Moisés, como representante de todo el pueblo, permite vislumbrar en su oración la consecuencia práctica que tiene la revelación del nombre de Yahvéh para la existencia de Israel: “Si he obtenido tu favor, que mi Señor vaya con nosotros, aunque ése es un pueblo de cerviz dura; perdona nuestras culpas y pecados y tómanos como herencia tuya” (Ex 34,9). La fidelidad y misericordia de Yahvéh, expresiones fundamentales de su nombre, hacen posible una nueva creación que transforma al pueblo pecador en “herencia” del Señor (Ex 34,9), a través del vínculo personal e íntimo de la Alianza. La historia de Israel con Yahvéh, en efecto, es la historia de una alianza fundada en la fidelidad y el amor de Dios.

            En los círculos deuteronomistas la antigua concepción de la entronización de Yahvéh sobre el Arca fue sustituida por la teología del “Nombre”: “A él lo buscarán en el lugar que ha elegido para poner allí su nombre y habitar en él” (Dt 12,5-6; 14,23-24; 26,2); según el Decálogo el nombre de Yahvéh no puede ser pronunciado en vano (Ex 20,7; Dt 5,11); los sacerdotes impartían la bendición “poniendo sobre los israelitas el nombre de Yahvéh” (Num 6,27); en su nombre se invocaba el perdón y la salvación: “Por amor de tu nombre, Yahvéh, perdona mis culpas que son muchas” (Sal 25,11; cf. Sal 54,3; 44,6); su nombre era fuente de confianza: “Unos confían en los carros, otros en los caballos, nosotros confiamos en el nombre de Yahvéh, nuestro Dios” (Sal 20,8; cf. Sal 33,21); el creyente canta al nombre de Yahvéh: “Me alegraré y exultaré contigo, cantaré a tu nombre, oh Altísimo” (Sal 9,3; 7,18); su nombre es excelso y llena con su gloria el universo: “Yahvéh, Dios nuestro, qué grande es tu nombre en toda la tierra”.

 



[1] Véase el caso de Mánoaj en Jue 13,11-17; y el de Jacob en Gen 32,30.

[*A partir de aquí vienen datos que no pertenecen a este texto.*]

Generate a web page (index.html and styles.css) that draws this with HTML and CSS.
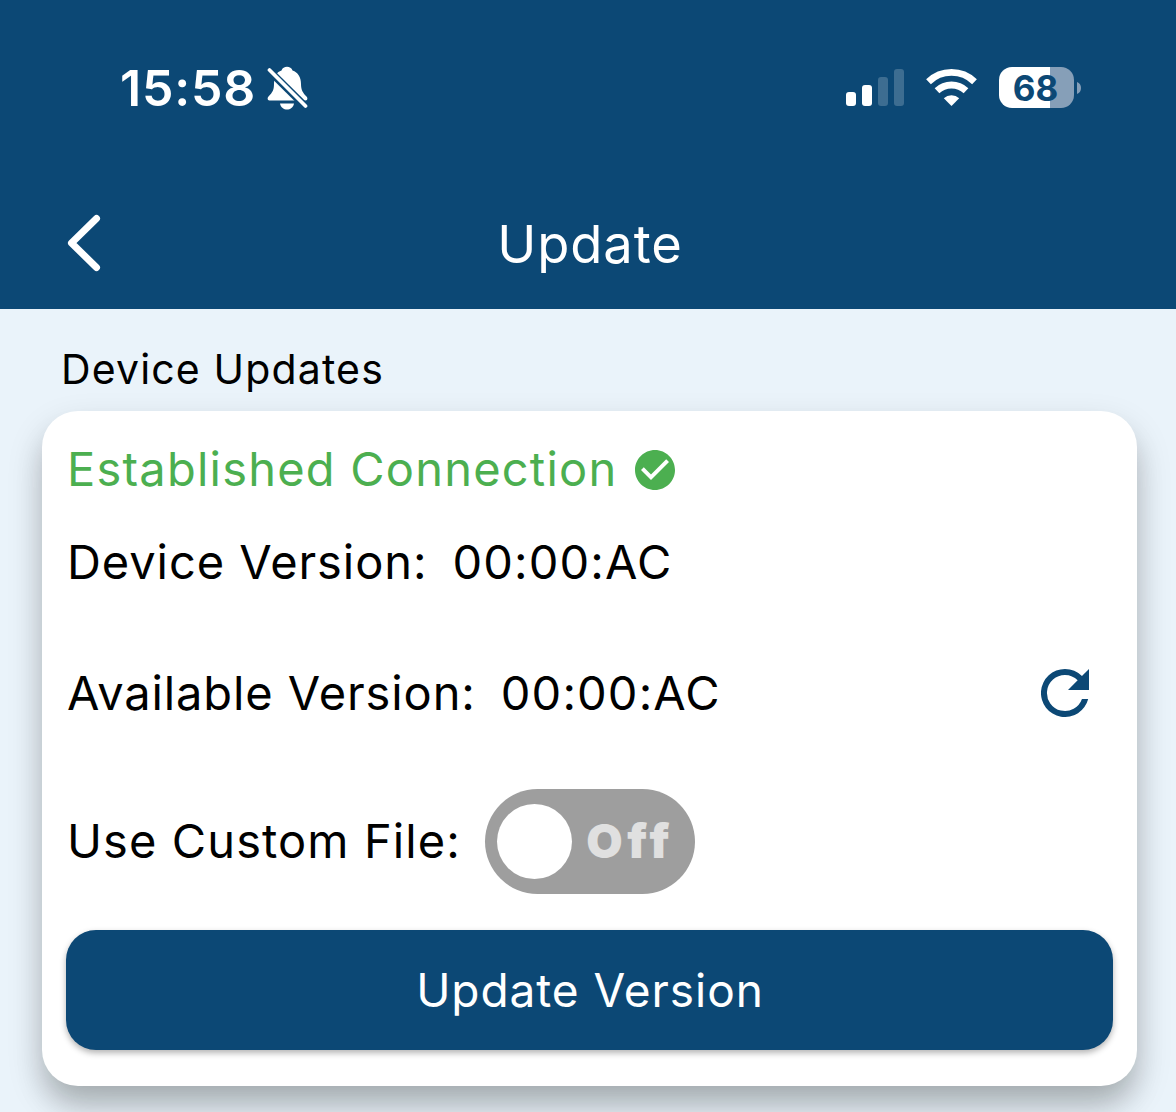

[2] La fe cristiana afirma que el “Nombre” de Dios, es decir, su persona, se ha manifestado plenamente en Jesús de Nazaret, quien expresa el sentido de su misión reveladora del Padre diciendo:  “Yo he dado a conocer tu Nombre a aquellos que tú me diste” (Jn 17,6).

[3] Cf. G. von Rad, Teología del Antiguo Testamento, I, 241.

[4] G. von Rad, Teología del Antiguo Testamento, I, 235.

[5] Cf. G. von Rad, Teología del Antiguo Testamento, I, 236.